Nell’ultima stazione del suo trionfo-calvario l’uomo Papa troverà pareti assai poco tronfie e spoglie di sensazionali capolavori, soltanto opere di valorosi manieristi del Seicento che ho visto freneticamente restaurare a fine febbraio da esperte della Scuola del Restauro arrampicate sui tralicci. L’ultima sala è soltanto un lungo corridoio, cieco sul fondo e sul lato destro, per lui che vi entrerà, illuminato dalle cinque grandi finestre sopra la piazza. Quando l’ho vista, era naturalmente vuota, come la stanza che era ancora svestita degli addobbi che sono stati predisposti nelle ultime ore, soltanto divisa dai corrimano d’ottone che la percorrono come binari. Arrivato alla terza finestra, quella centrale, il Papa avrà completato i sentieri dei cento passi verso la speranza e il supplizio del suo regno. Le finestre saranno già state spalancate e il protodiacono, il cardinale francese Jean Louis Tauran, avrà già annunciato il “gaudium magnum” e latinizzato il suo nome.
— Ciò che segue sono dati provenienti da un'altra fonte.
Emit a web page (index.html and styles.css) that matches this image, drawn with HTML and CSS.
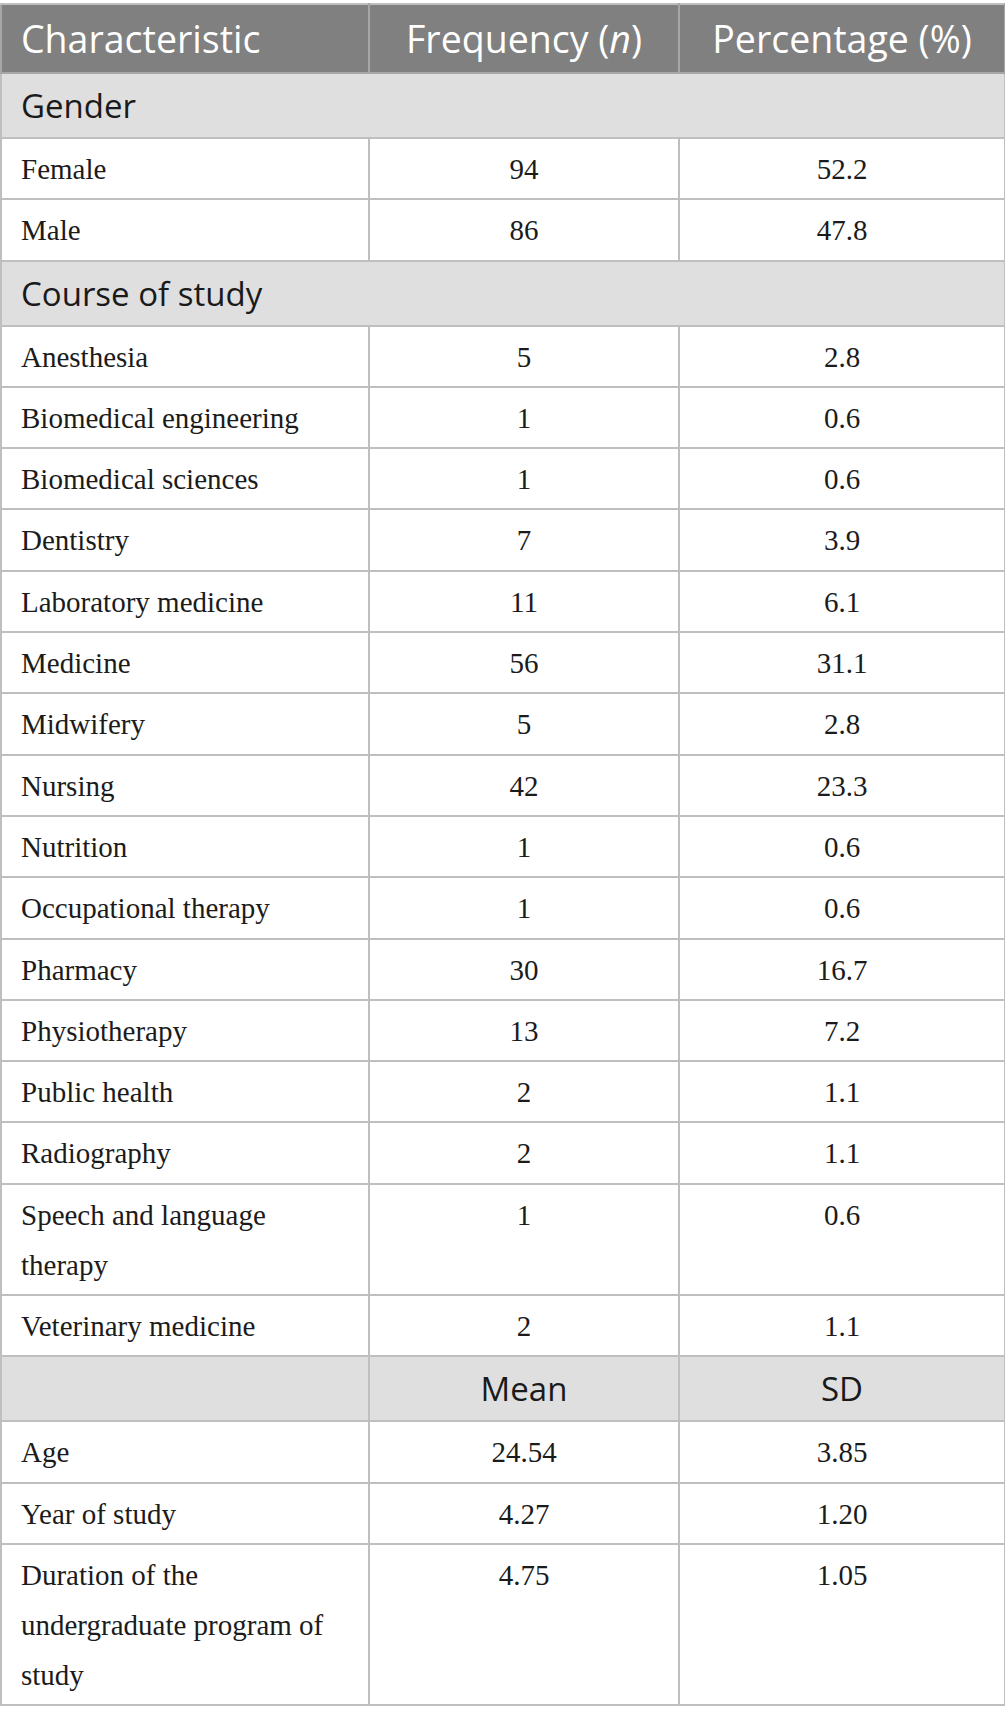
FILE: index.html
```html
<!DOCTYPE html>
<html lang="en">
<head>
<meta charset="utf-8">
<title>Characteristics</title>
<link rel="stylesheet" href="styles.css">
</head>
<body>
<table class="data">
  <colgroup>
    <col class="c1"><col class="c2"><col class="c3">
  </colgroup>
  <thead>
    <tr class="head">
      <th class="left">Characteristic</th>
      <th>Frequency (<i>n</i>)</th>
      <th>Percentage (%)</th>
    </tr>
  </thead>
  <tbody>
    <tr class="section"><td colspan="3">Gender</td></tr>
    <tr><td>Female</td><td class="num">94</td><td class="num">52.2</td></tr>
    <tr><td>Male</td><td class="num">86</td><td class="num">47.8</td></tr>
    <tr class="section"><td colspan="3">Course of study</td></tr>
    <tr><td>Anesthesia</td><td class="num">5</td><td class="num">2.8</td></tr>
    <tr><td>Biomedical engineering</td><td class="num">1</td><td class="num">0.6</td></tr>
    <tr><td>Biomedical sciences</td><td class="num">1</td><td class="num">0.6</td></tr>
    <tr><td>Dentistry</td><td class="num">7</td><td class="num">3.9</td></tr>
    <tr><td>Laboratory medicine</td><td class="num">11</td><td class="num">6.1</td></tr>
    <tr><td>Medicine</td><td class="num">56</td><td class="num">31.1</td></tr>
    <tr><td>Midwifery</td><td class="num">5</td><td class="num">2.8</td></tr>
    <tr><td>Nursing</td><td class="num">42</td><td class="num">23.3</td></tr>
    <tr><td>Nutrition</td><td class="num">1</td><td class="num">0.6</td></tr>
    <tr><td>Occupational therapy</td><td class="num">1</td><td class="num">0.6</td></tr>
    <tr><td>Pharmacy</td><td class="num">30</td><td class="num">16.7</td></tr>
    <tr><td>Physiotherapy</td><td class="num">13</td><td class="num">7.2</td></tr>
    <tr><td>Public health</td><td class="num">2</td><td class="num">1.1</td></tr>
    <tr><td>Radiography</td><td class="num">2</td><td class="num">1.1</td></tr>
    <tr><td>Speech and language therapy</td><td class="num">1</td><td class="num">0.6</td></tr>
    <tr><td>Veterinary medicine</td><td class="num">2</td><td class="num">1.1</td></tr>
    <tr class="section"><td></td><td class="num">Mean</td><td class="num">SD</td></tr>
    <tr><td>Age</td><td class="num">24.54</td><td class="num">3.85</td></tr>
    <tr><td>Year of study</td><td class="num">4.27</td><td class="num">1.20</td></tr>
    <tr><td>Duration of the undergraduate program of study</td><td class="num">4.75</td><td class="num">1.05</td></tr>
  </tbody>
</table>
</body>
</html>
```

FILE: styles.css
```css
html, body {
  margin: 0;
  padding: 0;
  background: #ffffff;
}

.data {
  margin-top: 3px;
  width: 1004px;
  border-collapse: collapse;
  table-layout: fixed;
  font-family: "Liberation Serif", "Times New Roman", serif;
  font-size: 29px;
  color: #1b1b1b;
}

.c1 { width: 368px; }
.c2 { width: 310px; }
.c3 { width: 326px; }

.data th,
.data td {
  border: 2px solid #bfbfbf;
  padding: 5px 30px 4.3px 19px;
  line-height: 50px;
  vertical-align: top;
  text-align: left;
}

.head th {
  background: #7f807f;
  color: #ffffff;
  font-family: "Open Sans", "Noto Sans", sans-serif;
  font-weight: 400;
  font-size: 37.5px;
  height: 67px;
  padding: 0 6px;
  line-height: 67px;
  text-align: center;
  white-space: nowrap;
  border-color: #a6a6a6;
  border-top-color: #bfbfbf;
}

.head th.left {
  text-align: left;
  padding-left: 19px;
}

.head th i {
  font-style: italic;
}

.section td {
  background: #e0dfe0;
  font-family: "Open Sans", "Noto Sans", sans-serif;
  font-size: 33px;
  color: #1a1a1a;
  height: 63px;
  padding-top: 0;
  padding-bottom: 0;
  line-height: 63px;
}

.data td.num {
  text-align: center;
  padding-left: 10px;
  padding-right: 10px;
}
```
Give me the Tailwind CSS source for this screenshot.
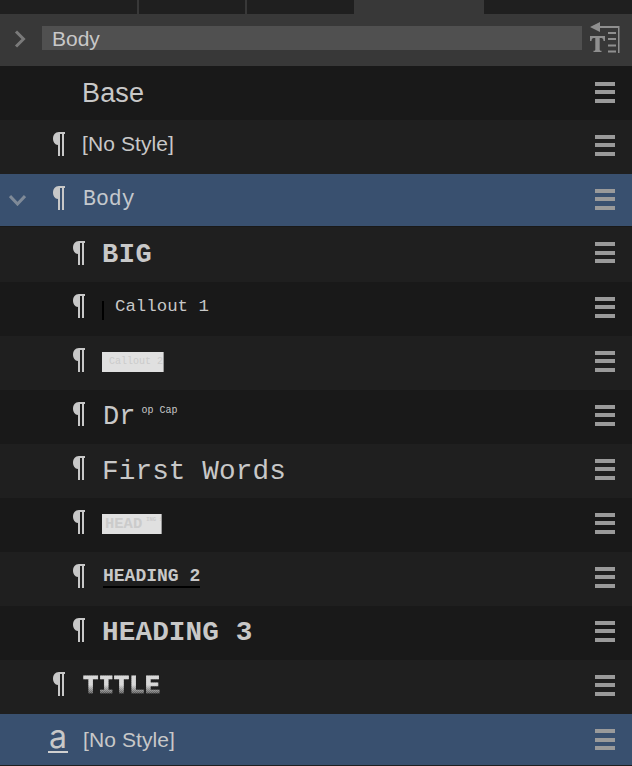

Si scendono tre gradini di travertino, per raggiungere dalla sala il livello della Loggia della Benedizione e non so dire se quei tre scalini abbiano, nel numero, significati mistici o richiami evangelici, o semplici necessità architettoniche, perché tutto, qui, sussurra segnali o tentazioni simboliche. Forse non servirà quella stufetta che vedo seminascosta accanto alla seconda finestra, quella senza loggia, e che il clima gelido potrebbe suggerire. Ma è irresistibile pensare che, finito il proprio primo viaggio da Papa, il Pontefice debba scendere, e non salire, per affacciarsi sul mondo e incontrare il proprio popolo, mai come ora confuso e ansioso. Tre gradini per non sentirsi troppo alti sul mondo, per sfuggire alla vertigine della piazza sotto i piedi. Dovrà, come ormai è divenuto inevitabile dopo Wojtyla, e come Ratzinger dovette subire soffrendo, aggiungere qualche parola alla formula della benedizione Urbi et Orbi, che proprio Benedetto XVI stava dimenticando di impartire. Poi, lo attendono la suite papale nel convitto di Santa Marta, la notte e il sonno, se l’angelo del riposo avrà pietà di lui.